Kita bisa memahami metode Risalah An-Nur di balik kata-kata Imam Badiuzzaman Sa’id An-Nursi berikut saat membahas tentang asas, kaidah, spirit dan hakikat Risalah An-Nur;
“Asas, kaidah, spirit dan hakikat Risalah An-Nur adalah membenarkan hakikat-hakikat iman –dari sisi keimanan terhadap hal gaib, luapan rahasia wahyu, dan dengan gaya bahasa rabbani-qur’ani, serta dengan perpaduan akal dan hati- berdasarkan ilmu yang mencapai tingkatan kepastian dalam kekuatan haqqul yaqin.”

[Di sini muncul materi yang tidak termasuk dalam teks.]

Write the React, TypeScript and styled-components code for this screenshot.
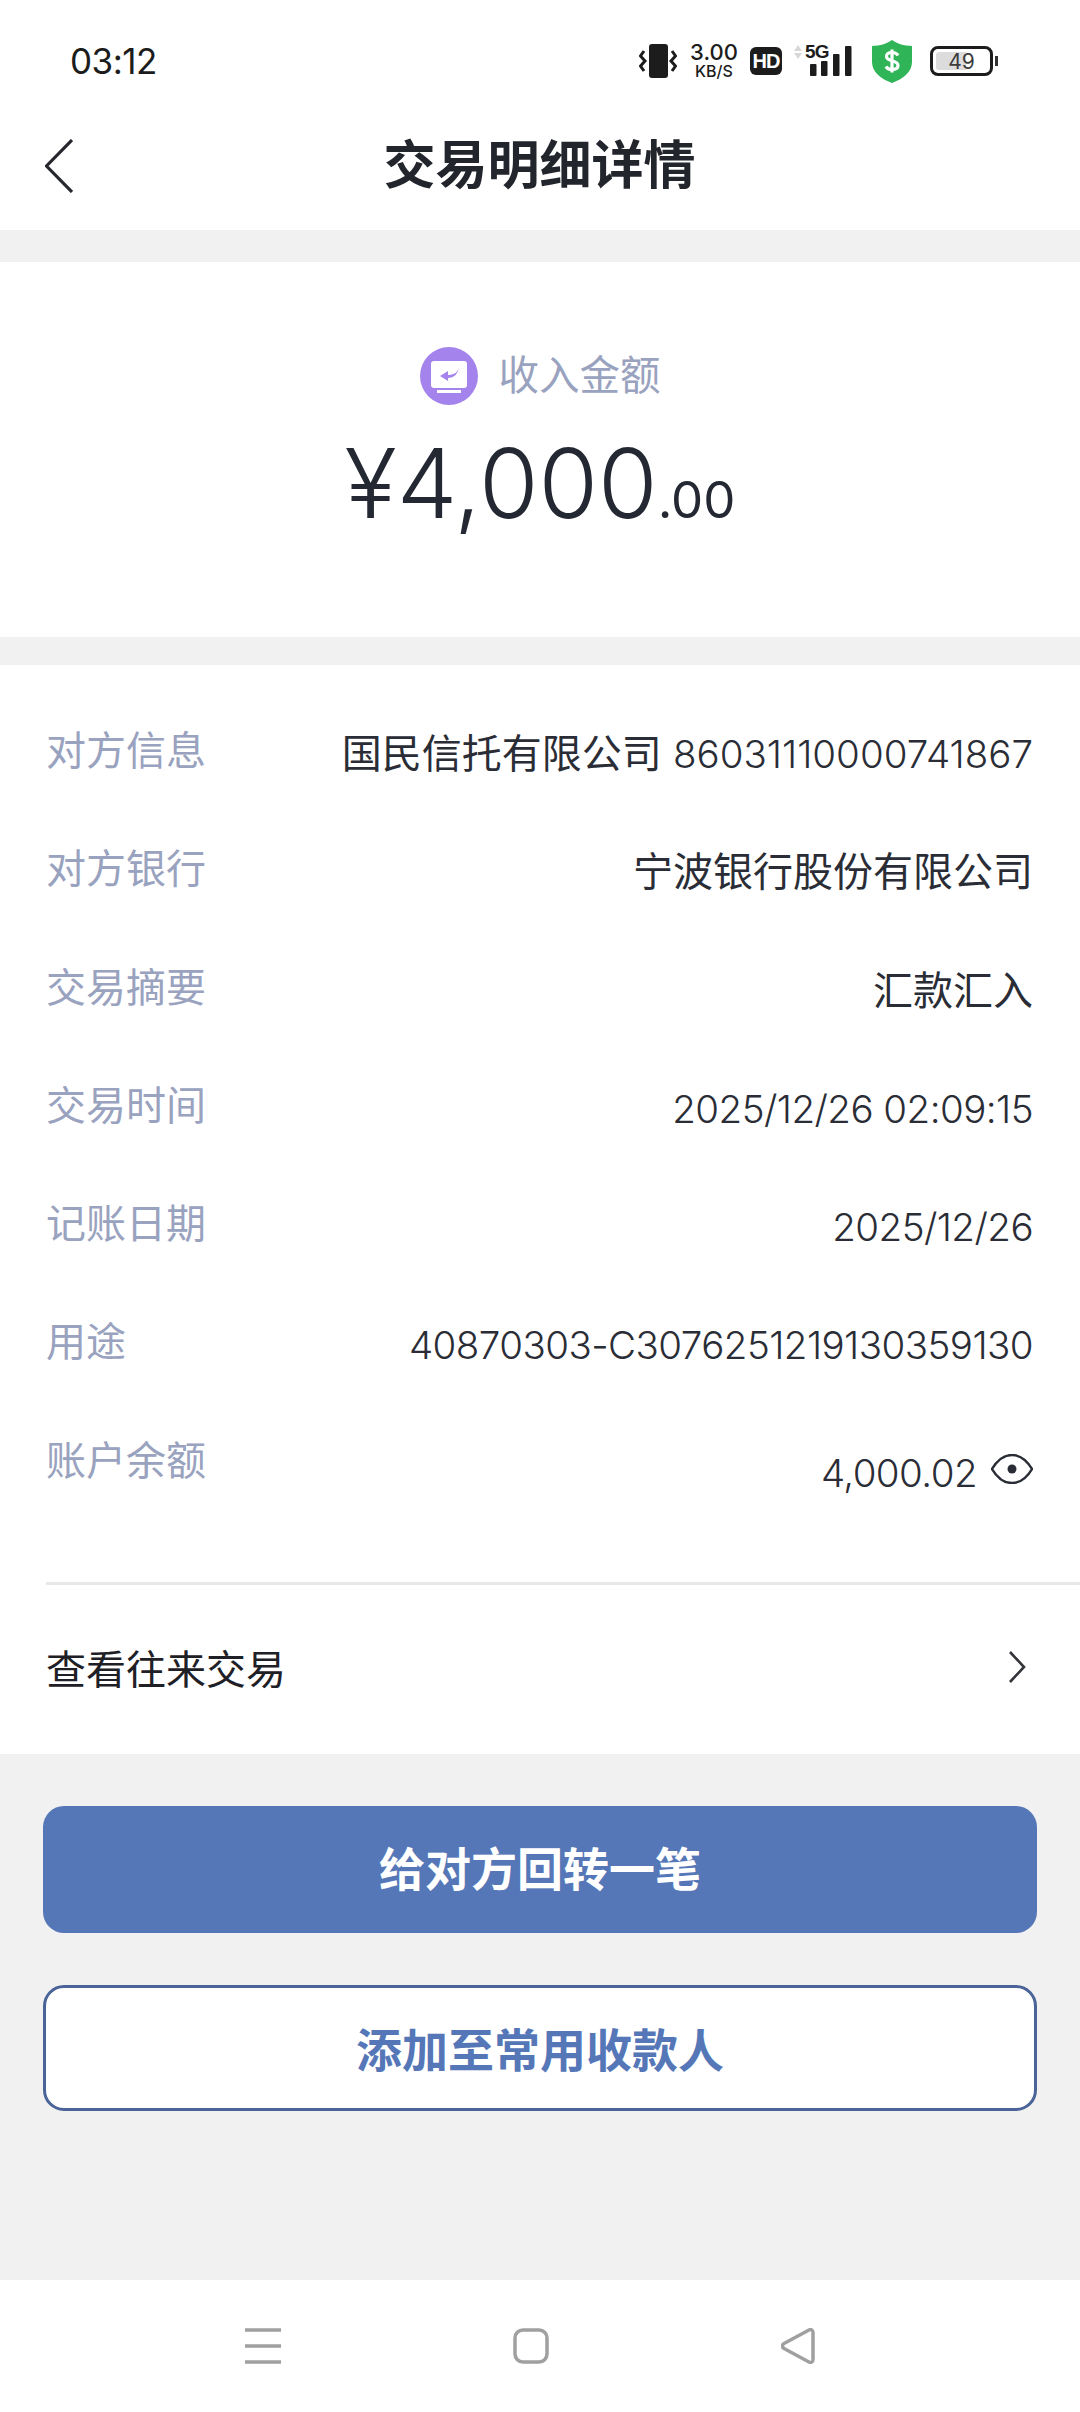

Risalah An-Nur adalah pelajaran ilmu kalam dan tafsir maknawi yang mengantar menuju inti sari Al-Qur'an yang meliputi manusia dengan dua sayapnya; akal dan hati. Risalah ini memiliki kekuatan ilmu dan pemikiran yang bisa memenuhi segala kebutuhan-kebutuhan maknawi saat ini dan juga masa depan, terlebih Risalah An-Nur mengandung banyak sekali kekayaan alam pemikiran yang pernah tampil dalam sejarah Islam.
Berdasarkan hal ini, Risalah An-Nur memiliki kekuatan untuk menangkal segala macam bantahan dan syubhat yang dihembuskan di sekitar hakikat-hakikat iman, juga membuat para penentang tak berkutik dibuatnya.
Dustur Iqna’
Risalah An-Nur menjelaskan, masyarakat-masyarakat Islam dikendalikan oleh dua kondisi menakutkan sebagai berikut;
Pertama; kekafiran mutlak menyebar luas akibat ilmu-ilmu filsafat yang bertumpu pada sendi-sendi materialisme.
Kedua; orang-orang lebih memilih potongan kaca dunia dari pada emas akhirat karena dominasi orientasi-orientasi kemanusiaan terhadap akal dan hati, meski sebenarnya mereka tahu betul nilai emas.
Risalah An-Nur meresepkan obat untuk mengatasi dua kondisi di atas sebagai berikut;
Nasehat-nasehat para ulama klasik mengena di hati kaum muslimin kala itu, karena kekafiran mutlak belum menyebar luas seperti sekarang ini. Bahkan tunduk dan menerima pandangan-pandangan ulama adalah pemandangan umum yang berlaku di seluruh masyarakat Islam kala itu.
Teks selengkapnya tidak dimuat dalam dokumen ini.